PER CURIAM Defendant Patrick Thomas appeals a September 25, 2023 order denying
his petition for post-conviction relief (PCR). Applying pertinent legal principles
to the record and the issues, we affirm for substantially the same reasons set
forth in Judge Michael A. Guadagno's well-reasoned opinion.
I.
On December 11, 2017, defendant pleaded guilty to a charge of fourth-
degree criminal sexual contact, N.J.S.A. 2C:14-3(b), where the victim was his
nineteen-year-old niece. In exchange, the State agreed to recommend a sentence
of non-custodial probation. In March 2018, defendant was sentenced to two
years' probation conditioned on thirty-six days time-served, plus mandatory
fines and penalties.
In January 2023, defendant filed a petition for PCR seeking to withdraw
his guilty plea on the basis that his attorney had neither advised him of his option
to apply to the Pretrial Intervention Program (PTI), nor as to "severe
immigration consequences" resultant from his guilty plea and sentence. Judge
Guadagno heard argument on defendant's petition on September 5, 2023, at
which he considered the documents submitted and arguments of counsel.
In a written decision and order issued on September 25, 2023, the judge
denied defendant's petition and request to withdraw his guilty plea, finding
A-0580-23 2 defendant had failed to meet the Strickland-Fritz test to establish his trial
counsel rendered ineffective assistance. See Strickland v. Washington, 466 U.S.

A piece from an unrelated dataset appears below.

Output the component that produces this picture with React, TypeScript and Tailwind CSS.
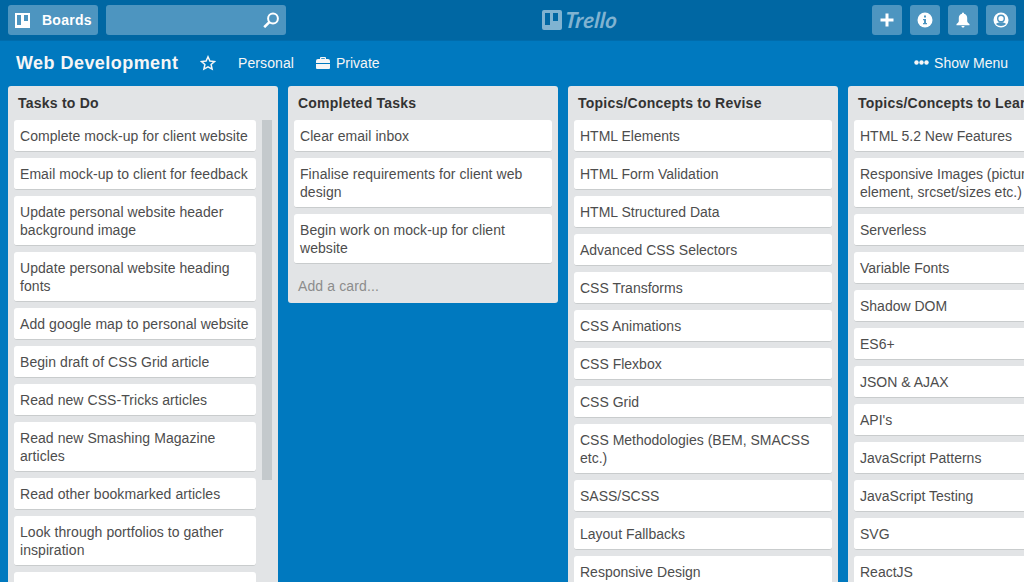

668, 687 (1984); State v. Fritz, 105 N.J. 42, 51-52 (1987). The judge also
rejected defendant's argument that the court should vacate his plea due to
"manifest injustice," finding defendant had failed to meet the applicable test
under State v. Slater, 198 N.J. 145, 157-58 (2009).
Specifically, the judge found there had been "no showing of any likelihood
that, had defendant applied for PTI, he would have been accepted." The judge
further found that defense counsel had not rendered misadvice regarding the
immigration consequences of defendant's guilty plea. Regarding the second
prong of Strickland, the judge found defendant's claim that the guilty plea
subjected him to "severe immigration consequences" was a bald assertion that
did not result in prejudice to defendant.
II.
On October 26, 2023, defendant filed a notice of appeal raising the
following arguments:
POINT I
DEFENDANT WAS DENIED THE EFFECTIVE ASSISTANCE OF COUNSEL, IN VIOLATION OF HIS RIGHT TO DUE PROCESS, AS HIS TRIAL ATTORNEY FAILED TO ADVISE HIM TO APPLY
A-0580-23 3 TO PRETRIAL INTERVENTION SO AS TO PREVENT DIRE IMMIGRATION ISSUES.
POINT II
THE TRIAL COURT ERRED IN NOT ALLOWING DEFENDANT TO WITHDRAW HIS PLEA OF GUILTY AS THIS PLEA WAS NOT VOLUNTARY, KNOWING AND IS A MANIFEST INJUSTICE AS A RESULT OF THE IMMIGRATION CONSEQUENCES. THE TRIAL COURT ERRED IN NOT ORDERING AN EVIDENTIARY HEARING.
In order to obtain an evidentiary hearing on a PCR application based on
ineffective assistance claims, a defendant must make a prima facie showing of
deficient performance and actual prejudice. State v. Preciose, 129 N.J. 451, 462-
63 (1992). "When determining the propriety of conducting an evidentiary
hearing, the PCR court should view the facts in the light most favorable to the
defendant." State v. Jones, 219 N.J. 298, 311 (2014) (citing State v. Marshall,
148 N.J. 89, 158 (1997)); see also Preciose, 129 N.J. at 462-63.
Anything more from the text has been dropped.